Appeal by the defendant from a judgment of the Supreme Court, Kings County (Gerges, J.), rendered January 25, 1993, convicting him of criminal possession of a controlled substance in the third degree, criminal possession of a weapon in the second degree, criminal possession of a weapon in the third degree, and reckless endangerment in the first degree, upon a jury verdict, and imposing sentence.
Ordered that the judgment is affirmed.
The defendant has not preserved for appellate review his contentions that the People failed to prove that he possessed at least one-half ounce of a narcotic drug and that he knew the weight of the drug that he possessed (see, People v Gray, 86 NY2d 10; People v Hill, 85 NY2d 256; see also, CPL 470.05 [2]; People v Logan, 74 NY2d 859; People v Bynum, 70 NY2d 858, 859; People v Okehoffurum, 201 AD2d 508; People v Udzinski, 146 AD2d 245), and we decline to review these contentions in the exercise of our interest of justice jurisdiction (see, CPL 470.15 [6] [a]).

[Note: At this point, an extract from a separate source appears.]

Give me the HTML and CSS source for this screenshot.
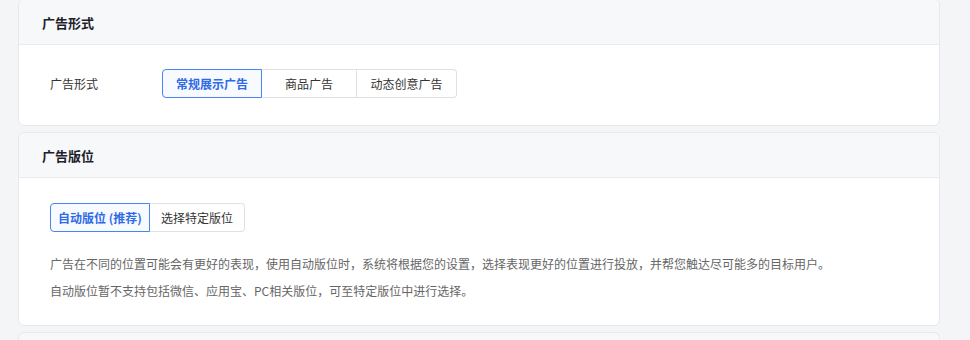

Given the inadequacy of the defendant’s moving papers, we find that the Supreme Court properly denied, without a hearing, his motion to controvert the search warrant (see, CPL 710.60 [3]; People v Bashian, 190 AD2d 681; People v Vega, 145 AD2d 924; People v Jordan, 122 AD2d 224). Furthermore, there is no merit to the defendant’s contention that the police exceeded the scope of the search warrant. The narcotics in question were inadvertently discovered during a valid execution of the search warrant and, thus, were admissible at trial (see, People v Hardwick, 137 AD2d 714).
The defendant’s remaining contentions, including those found in his supplemental pro se brief, are either unpreserved for appellate review (see, CPL 470.05 [2]) or without merit. Rosenblatt, J. P., Ritter, Pizzuto and Krausman, JJ., concur.